# DO THIS:
Copy each line containing the word "components" from the records that follow, please.

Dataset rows
☆ ☆ ☆
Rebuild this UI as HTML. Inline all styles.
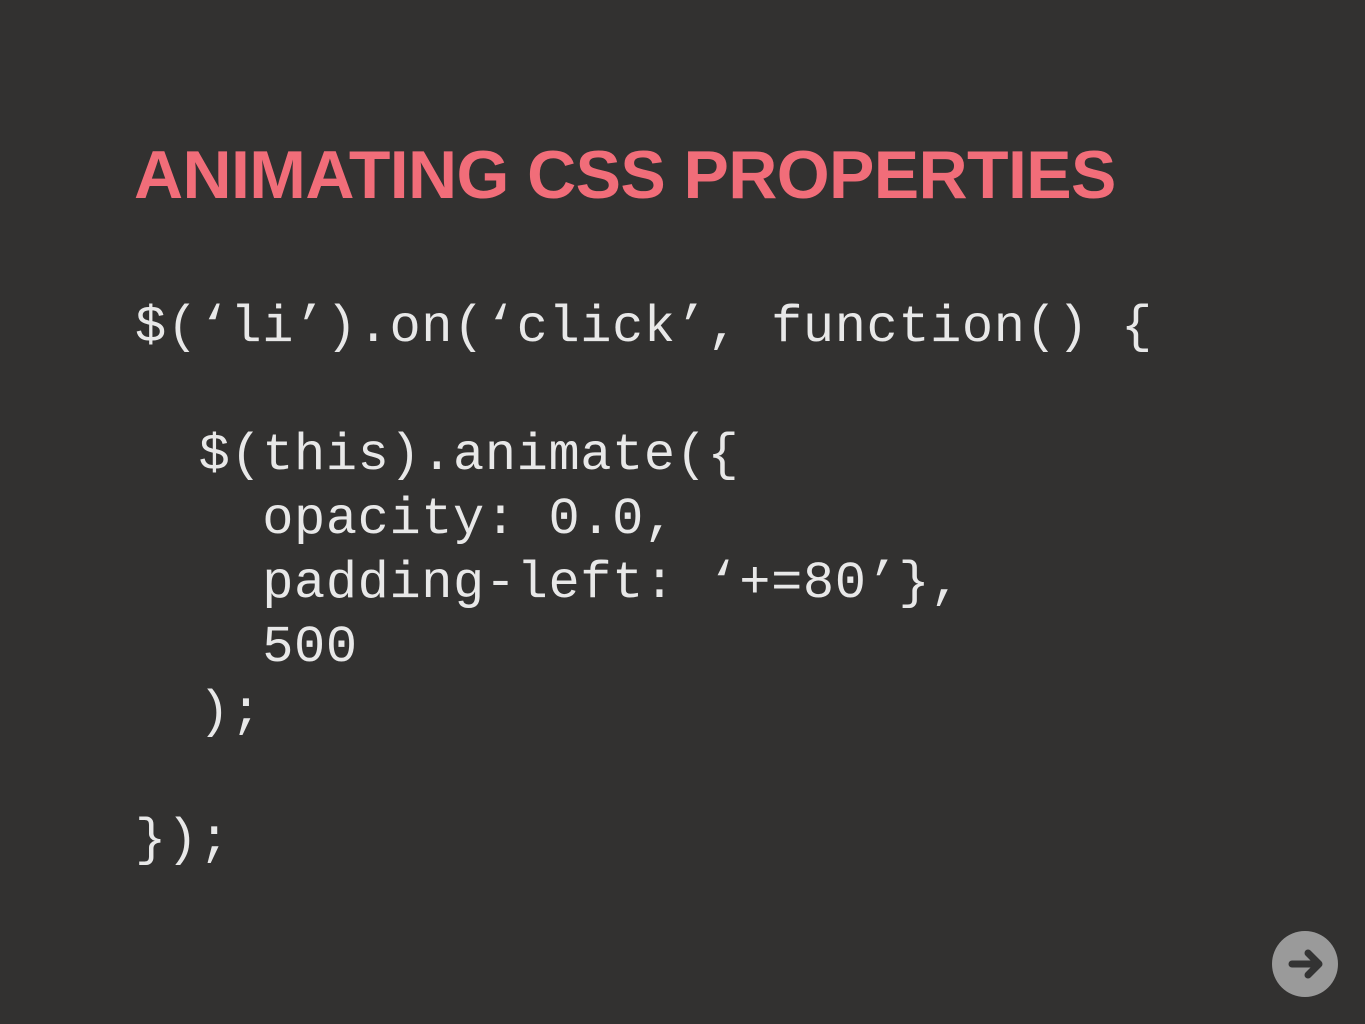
<!DOCTYPE html>
<html><head><style>
html,body{margin:0;padding:0;}
body{width:1365px;height:1024px;background:#323130;position:relative;overflow:hidden;}
h1{position:absolute;left:134px;top:141px;margin:0;font:bold 68px/1 "Liberation Sans",sans-serif;color:#f16d79;letter-spacing:-0.6px;white-space:nowrap;}
.c{position:absolute;left:135px;font:52px/64px "Liberation Mono",monospace;letter-spacing:0.6px;color:#e8e8e8;white-space:pre;margin:0;}
</style></head><body>
<h1>ANIMATING CSS PROPERTIES</h1>
<div class="c" style="top:296px">$(‘li’).on(‘click’, function() {</div>
<div class="c" style="top:424px">  $(this).animate({</div>
<div class="c" style="top:488px">    opacity: 0.0,</div>
<div class="c" style="top:552px">    padding-left: ‘+=80’},</div>
<div class="c" style="top:616px">    500</div>
<div class="c" style="top:681px">  );</div>
<div class="c" style="top:809px">});</div>
<svg style="position:absolute;left:1271px;top:930px" width="68" height="68" viewBox="0 0 68 68">
<circle cx="34" cy="34" r="33" fill="#9a9a9a"/>
<path d="M21 34H48M37 23L48 34L37 45" stroke="#333" stroke-width="7" fill="none" stroke-linecap="round" stroke-linejoin="round"/>
</svg>
</body></html>
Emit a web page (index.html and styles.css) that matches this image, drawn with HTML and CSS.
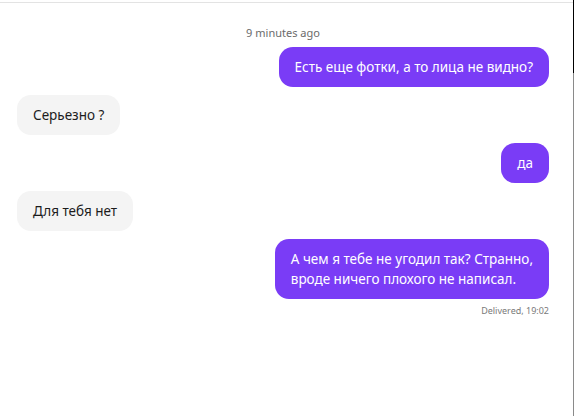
FILE: index.html
```html
<!DOCTYPE html>
<html lang="ru">
<head>
<meta charset="utf-8">
<link rel="stylesheet" href="styles.css">
</head>
<body>
<div class="frame">
  <div class="chat">
    <div class="stamp">9 minutes ago</div>
    <div class="msg out"><div class="bubble">Есть еще фотки, а то лица не видно?</div></div>
    <div class="msg in"><div class="bubble">Серьезно ?</div></div>
    <div class="msg out"><div class="bubble">да</div></div>
    <div class="msg in"><div class="bubble">Для тебя нет</div></div>
    <div class="msg out"><div class="bubble">А чем я тебе не угодил так? Странно,<br>вроде ничего плохого не написал.</div></div>
    <div class="status">Delivered, 19:02</div>
  </div>
  <div class="scroll"></div>
</div>
</body>
</html>
```
FILE: styles.css
```css
html, body {
  margin: 0;
  padding: 0;
  background: #fff;
}
body {
  font-family: "Noto Sans", "Open Sans", sans-serif;
  width: 574px;
  height: 416px;
  overflow: hidden;
}
.frame {
  display: flex;
  height: 416px;
}
.chat {
  flex: 1;
  margin-top: 2px;
  border-top: 1px solid #e3e3e3;
  padding: 0 24px 0 17px;
  display: flex;
  flex-direction: column;
  gap: 8px;
}
.scroll {
  width: 1px;
  background: linear-gradient(#000 0, #000 73px, #8a8a8a 73px, #8a8a8a 100%);
}
.stamp {
  text-align: center;
  font-size: 11px;
  color: #6b6b6b;
  margin-top: 22px;
  line-height: 16px;
  margin-bottom: -2px;
}
.msg {
  display: flex;
}
.msg.out { justify-content: flex-end; }
.msg.in { justify-content: flex-start; }
.bubble {
  font-size: 13.5px;
  line-height: 20px;
  padding: 10px 16px;
  border-radius: 14px;
}
.out .bubble {
  background: #7a3cf6;
  color: #fff;
}
.in .bubble {
  background: #f4f4f4;
  color: #1c1c1c;
}
.status {
  text-align: right;
  font-size: 9px;
  color: #7a7a7a;
  margin-top: -2px;
  line-height: 12px;
}
```
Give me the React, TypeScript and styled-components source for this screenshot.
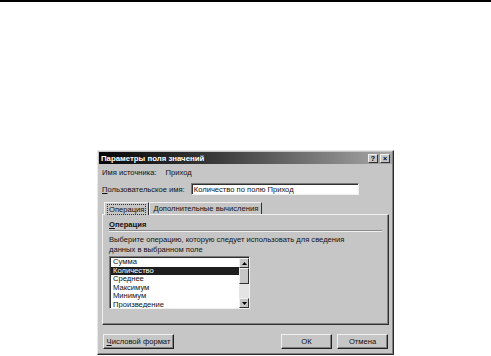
import styled, { createGlobalStyle } from "styled-components";

const GlobalStyle = createGlobalStyle`
  body {
    margin: 0;
    background: #ffffff;
    font-family: "Liberation Sans", Arial, sans-serif;
  }
`;

const TopRule = styled.div`
  height: 2px;
  background: #000;
`;

const Stage = styled.div`
  padding: 148px 0 0 97px;
`;

const Dialog = styled.div`
  width: 297px;
  height: 205px;
  box-sizing: border-box;
  background: #c6c6c6;
  border: 1px solid;
  border-color: #e8e8e8 #2a2a2a #2a2a2a #e8e8e8;
  box-shadow: inset -1px -1px 0 #808080;
  display: flex;
  flex-direction: column;
  font-size: 7.6px;
  color: #111;
`;

const TitleBar = styled.div`
  height: 12px;
  margin: 1px 1px 0 1px;
  background: linear-gradient(to right, #050505 0%, #3a3a3a 40%, #a8a8a8 100%);
  display: flex;
  align-items: center;
  justify-content: space-between;
  padding: 0 2px 0 2px;
  color: #fff;
  font-weight: bold;
  font-size: 7.8px;
`;

const TitleButtons = styled.div`
  display: flex;
  gap: 2px;
`;

const CaptionButton = styled.div`
  width: 10px;
  height: 9px;
  box-sizing: border-box;
  background: #c6c6c6;
  border: 1px solid;
  border-color: #f0f0f0 #303030 #303030 #f0f0f0;
  color: #000;
  font-size: 7px;
  font-weight: bold;
  display: flex;
  align-items: center;
  justify-content: center;
  line-height: 1;
`;

const Body = styled.div`
  flex: 1;
  display: flex;
  flex-direction: column;
  padding: 3px 3px 0 4px;
`;

const InfoRow = styled.div`
  height: 10px;
  display: flex;
  align-items: center;
  gap: 9px;
`;

const FieldRow = styled.div`
  margin-top: 5px;
  height: 14px;
  display: flex;
  align-items: center;
  gap: 6px;
`;

const Input = styled.div`
  width: 168px;
  height: 12px;
  box-sizing: border-box;
  background: #fff;
  border: 1px solid;
  border-color: #7a7a7a #f0f0f0 #f0f0f0 #7a7a7a;
  box-shadow: inset 1px 1px 0 #303030;
  padding: 0 2px;
  display: flex;
  align-items: center;
`;

const Tabs = styled.div`
  margin-top: 5px;
  height: 13px;
  display: flex;
  align-items: flex-end;
  padding-left: 2px;
`;

const Tab = styled.div<{ $active?: boolean }>`
  height: ${(p) => (p.$active ? 13 : 12)}px;
  box-sizing: border-box;
  padding: 0 3px;
  border: 1px solid;
  border-bottom: none;
  border-color: #f0f0f0 #303030 transparent #f0f0f0;
  display: flex;
  align-items: center;
  position: relative;
  z-index: ${(p) => (p.$active ? 1 : 0)};
  margin-bottom: ${(p) => (p.$active ? -1 : 0)}px;
  background: #c6c6c6;
`;

const FocusText = styled.span`
  outline: 1px dotted #333;
  padding: 0 1px;
`;

const Panel = styled.div`
  height: 111px;
  margin-right: 1px;
  box-sizing: border-box;
  border: 1px solid;
  border-color: #f0f0f0 #303030 #303030 #f0f0f0;
  box-shadow: inset -1px -1px 0 #808080;
  padding: 4px 4px 0 6px;
  display: flex;
  flex-direction: column;
`;

const SectionTitle = styled.div`
  font-weight: bold;
  height: 11px;
  display: flex;
  align-items: center;
  border-bottom: 1px solid #8a8a8a;
  box-shadow: 0 1px 0 #f0f0f0;
  margin-right: 2px;
`;

const Underline = styled.span`
  text-decoration: underline;
`;

const Description = styled.div`
  margin-top: 4px;
  line-height: 9.5px;
`;

const ListWrap = styled.div`
  margin-top: 2px;
  width: 141px;
  height: 53px;
  box-sizing: border-box;
  border: 1px solid;
  border-color: #7a7a7a #f0f0f0 #f0f0f0 #7a7a7a;
  box-shadow: inset 1px 1px 0 #303030;
  background: #fff;
  display: flex;
  padding: 1px 0 0 1px;
`;

const Items = styled.div`
  flex: 1;
  overflow: hidden;
`;

const Item = styled.div<{ $selected?: boolean }>`
  height: 8.5px;
  line-height: 8.5px;
  padding-left: 2px;
  background: ${(p) => (p.$selected ? "#1e1e1e" : "transparent")};
  color: ${(p) => (p.$selected ? "#fff" : "#111")};
`;

const ScrollBar = styled.div`
  width: 10px;
  display: flex;
  flex-direction: column;
  background: #e4e4e4;
`;

const ScrollButton = styled.div`
  height: 10px;
  box-sizing: border-box;
  background: #c6c6c6;
  border: 1px solid;
  border-color: #f0f0f0 #303030 #303030 #f0f0f0;
  display: flex;
  align-items: center;
  justify-content: center;
`;

const Thumb = styled(ScrollButton)`
  height: 16px;
`;

const Track = styled.div`
  flex: 1;
`;

const Footer = styled.div`
  margin-top: 9px;
  display: flex;
  align-items: center;
  padding-left: 1px;
  padding-right: 2px;
`;

const Button = styled.div<{ $w: number }>`
  width: ${(p) => p.$w}px;
  height: 15px;
  box-sizing: border-box;
  background: #c6c6c6;
  border: 1px solid;
  border-color: #f0f0f0 #202020 #202020 #f0f0f0;
  box-shadow: inset -1px -1px 0 #808080;
  display: flex;
  align-items: center;
  justify-content: center;
`;

const Spacer = styled.div`
  flex: 1;
`;

const ButtonGap = styled.div`
  width: 5px;
`;

function Arrow({ down }: { down?: boolean }) {
  return (
    <svg width="5" height="3" viewBox="0 0 5 3">
      <polygon points={down ? "0,0 5,0 2.5,3" : "2.5,0 5,3 0,3"} fill="#000" />
    </svg>
  );
}

const items = ["Сумма", "Количество", "Среднее", "Максимум", "Минимум", "Произведение"];

export default function App() {
  return (
    <>
      <GlobalStyle />
      <TopRule />
      <Stage>
        <Dialog>
          <TitleBar>
            <span>Параметры поля значений</span>
            <TitleButtons>
              <CaptionButton>?</CaptionButton>
              <CaptionButton>×</CaptionButton>
            </TitleButtons>
          </TitleBar>
          <Body>
            <InfoRow>
              <span>Имя источника:</span>
              <span>Приход</span>
            </InfoRow>
            <FieldRow>
              <span>
                <Underline>П</Underline>ользовательское имя:
              </span>
              <Input>Количество по полю Приход</Input>
            </FieldRow>
            <Tabs>
              <Tab $active>
                <FocusText>Операция</FocusText>
              </Tab>
              <Tab>Дополнительные вычисления</Tab>
            </Tabs>
            <Panel>
              <SectionTitle>
                <Underline>О</Underline>перация
              </SectionTitle>
              <Description>
                Выберите операцию, которую следует использовать для сведения
                <br />
                данных в выбранном поле
              </Description>
              <ListWrap>
                <Items>
                  {items.map((it, i) => (
                    <Item key={it} $selected={i === 1}>
                      {it}
                    </Item>
                  ))}
                </Items>
                <ScrollBar>
                  <ScrollButton>
                    <Arrow />
                  </ScrollButton>
                  <Thumb />
                  <Track />
                  <ScrollButton>
                    <Arrow down />
                  </ScrollButton>
                </ScrollBar>
              </ListWrap>
            </Panel>
            <Footer>
              <Button $w={71}>
                <span>
                  <Underline>Ч</Underline>исловой формат
                </span>
              </Button>
              <Spacer />
              <Button $w={51}>ОК</Button>
              <ButtonGap />
              <Button $w={51}>Отмена</Button>
            </Footer>
          </Body>
        </Dialog>
      </Stage>
    </>
  );
}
☆ ☆ ☆
# EXERCISE RESPONSE:
Give me the React, TypeScript and styled-components source for this screenshot.
import styled, { createGlobalStyle } from "styled-components";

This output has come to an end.